Green to gold program?
 
I'm shipping to Ft Benning in July for BCT with an 18X contract. I did two years of college but for personal reasons am choosing to enlist now instead of when I graduate. I know I will want to finish my degree at some point but am also considering a career in the Army, should I make it through the pipeline. I am trying to find some info on the G2G program but it doesn't seem like there's a lot of info out there specific to SF and my recruiter didn't know anything. I'd appreciate some help with these questions:

1. Do you have to have to spend a certain amount of time with your unit following training before you can apply for this?

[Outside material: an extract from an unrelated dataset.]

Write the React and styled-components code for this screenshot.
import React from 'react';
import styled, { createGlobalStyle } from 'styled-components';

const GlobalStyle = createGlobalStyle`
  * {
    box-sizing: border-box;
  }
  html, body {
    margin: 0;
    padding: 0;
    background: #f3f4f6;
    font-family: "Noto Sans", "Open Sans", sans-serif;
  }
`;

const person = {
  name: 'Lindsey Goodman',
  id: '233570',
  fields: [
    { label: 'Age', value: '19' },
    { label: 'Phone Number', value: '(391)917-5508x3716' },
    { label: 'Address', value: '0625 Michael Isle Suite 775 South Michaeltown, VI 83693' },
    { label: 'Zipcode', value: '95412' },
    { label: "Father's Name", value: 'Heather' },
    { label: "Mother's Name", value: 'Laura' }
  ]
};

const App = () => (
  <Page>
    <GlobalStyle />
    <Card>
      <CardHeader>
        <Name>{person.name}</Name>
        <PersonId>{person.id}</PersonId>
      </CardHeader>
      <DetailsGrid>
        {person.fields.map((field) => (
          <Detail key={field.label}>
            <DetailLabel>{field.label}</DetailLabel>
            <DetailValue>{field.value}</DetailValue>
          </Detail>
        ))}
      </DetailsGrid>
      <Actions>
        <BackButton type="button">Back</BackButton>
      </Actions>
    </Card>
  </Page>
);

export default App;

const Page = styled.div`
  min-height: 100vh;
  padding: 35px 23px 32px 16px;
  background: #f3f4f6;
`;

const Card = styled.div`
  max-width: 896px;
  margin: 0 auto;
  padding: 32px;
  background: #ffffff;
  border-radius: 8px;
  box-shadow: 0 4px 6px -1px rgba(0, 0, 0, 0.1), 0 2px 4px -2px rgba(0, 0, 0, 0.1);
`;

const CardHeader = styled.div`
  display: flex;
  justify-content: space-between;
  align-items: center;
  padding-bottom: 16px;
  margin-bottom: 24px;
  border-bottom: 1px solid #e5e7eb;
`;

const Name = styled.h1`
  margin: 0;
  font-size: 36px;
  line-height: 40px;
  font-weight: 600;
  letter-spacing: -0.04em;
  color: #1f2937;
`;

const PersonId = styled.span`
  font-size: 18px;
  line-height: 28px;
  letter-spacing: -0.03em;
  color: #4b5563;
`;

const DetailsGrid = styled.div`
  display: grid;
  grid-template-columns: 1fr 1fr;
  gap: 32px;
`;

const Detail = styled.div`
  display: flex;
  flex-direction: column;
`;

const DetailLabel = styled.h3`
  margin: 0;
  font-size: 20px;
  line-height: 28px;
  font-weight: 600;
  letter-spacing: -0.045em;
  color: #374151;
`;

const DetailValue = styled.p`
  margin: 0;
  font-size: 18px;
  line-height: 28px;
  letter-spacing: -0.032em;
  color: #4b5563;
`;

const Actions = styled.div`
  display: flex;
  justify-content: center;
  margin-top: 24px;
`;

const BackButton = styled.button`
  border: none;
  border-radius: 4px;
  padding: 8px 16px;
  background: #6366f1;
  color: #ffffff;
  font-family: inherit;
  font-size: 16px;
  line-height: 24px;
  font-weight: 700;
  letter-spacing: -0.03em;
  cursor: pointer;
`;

2. Is it extraordinarily difficult to do this? Not sure how the application works and how many people they're willing to send. I know there are three options that are part of the program and I imagine some are are easier to get than others?

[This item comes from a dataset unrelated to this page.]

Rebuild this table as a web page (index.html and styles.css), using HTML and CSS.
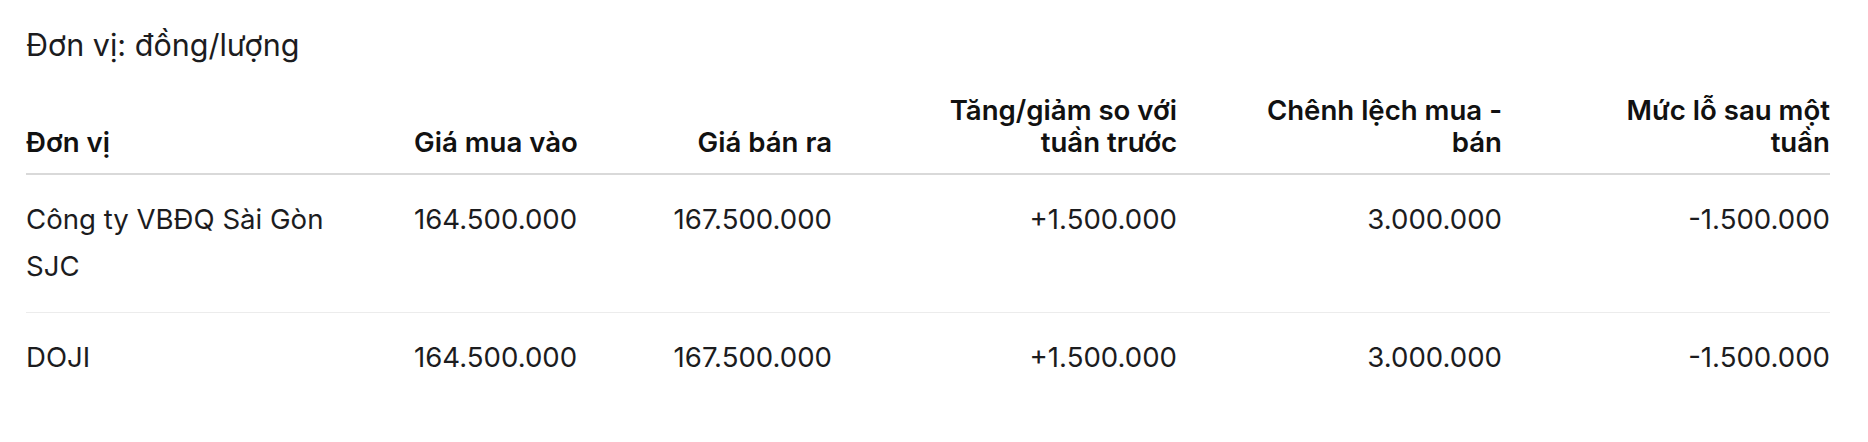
FILE: index.html
```html
<!DOCTYPE html>
<html lang="vi">
<head>
<meta charset="utf-8">
<title>Giá vàng</title>
<link rel="stylesheet" href="styles.css">
</head>
<body>
<main class="page">
  <p class="unit">Đơn vị: đồng/lượng</p>
  <table class="price-table">
    <colgroup>
      <col class="c1"><col class="c2"><col class="c3"><col class="c4"><col class="c5"><col class="c6">
    </colgroup>
    <thead>
      <tr>
        <th class="k1">Đơn vị</th>
        <th class="k2">Giá mua vào</th>
        <th class="k3 num">Giá bán ra</th>
        <th class="k4 num">Tăng/giảm so với tuần trước</th>
        <th class="k5 num">Chênh lệch mua - bán</th>
        <th class="k6 num">Mức lỗ sau một tuần</th>
      </tr>
    </thead>
    <tbody>
      <tr>
        <td class="k1">Công ty VBĐQ Sài Gòn SJC</td>
        <td class="k2">164.500.000</td>
        <td class="k3 num">167.500.000</td>
        <td class="k4 num">+1.500.000</td>
        <td class="k5 num">3.000.000</td>
        <td class="k6 num">-1.500.000</td>
      </tr>
      <tr>
        <td class="k1">DOJI</td>
        <td class="k2">164.500.000</td>
        <td class="k3 num">167.500.000</td>
        <td class="k4 num">+1.500.000</td>
        <td class="k5 num">3.000.000</td>
        <td class="k6 num">-1.500.000</td>
      </tr>
    </tbody>
  </table>
</main>
</body>
</html>
```

FILE: styles.css
```css
html, body {
  margin: 0;
  padding: 0;
  background: #ffffff;
}

body {
  font-family: "Inter", "Noto Sans", "Liberation Sans", sans-serif;
  color: #1c1c1e;
}

.page {
  padding: 27px 0 0 26px;
}

.unit {
  margin: 0;
  font-size: 30.5px;
  line-height: 36px;
  font-weight: 400;
  color: #1c1c1e;
}

.price-table {
  margin-top: 15px;
  width: 1804px;
  table-layout: fixed;
  border-collapse: collapse;
  font-size: 27.6px;
}

.c1 { width: 332px; }
.c2 { width: 242px; }
.c3 { width: 232px; }
.c4 { width: 345px; }
.c5 { width: 325px; }
.c6 { width: 328px; }

.price-table th {
  font-weight: 600;
  line-height: 32px;
  padding-top: 16px;
  padding-bottom: 15px;
  vertical-align: bottom;
  text-align: left;
  color: #111111;
  border-bottom: 2px solid #d9d9d9;
}

.price-table td {
  font-weight: 400;
  line-height: 47px;
  padding-top: 21px;
  padding-bottom: 22px;
  vertical-align: top;
  text-align: left;
}

.price-table tbody tr + tr td {
  border-top: 1px solid #ececec;
}

.price-table .num { text-align: right; }

.k1 { padding-left: 0; padding-right: 0; }
.k2 { padding-left: 56px; padding-right: 0; }
.k3 { padding-left: 56px; padding-right: 0; }
.k4 { padding-left: 86px; padding-right: 0; }
.k5 { padding-left: 66px; padding-right: 0; }
.k6 { padding-left: 96px; padding-right: 0; }
```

3. I did read somewhere that once you commission, you'd have to be promotable (ie 1LT) before you can rejoin SF. Can anyone confirm? I assume you'd be at the needs of the Army until that point - any idea where they tend to put people? Would you have to repeat any part of Selection and/or the Q course?

Thank you for your help!

Joker 05-20-2017 07:22

How about you concentrate on making it through the first part of the course before you focus on something 5+ years down the road.

mark46th 05-20-2017 07:49

Listen to the Joker. He is wise.

Astronomy 05-20-2017 15:55

1. Do you have to have to spend a certain amount of time with your unit following training before you can apply for this?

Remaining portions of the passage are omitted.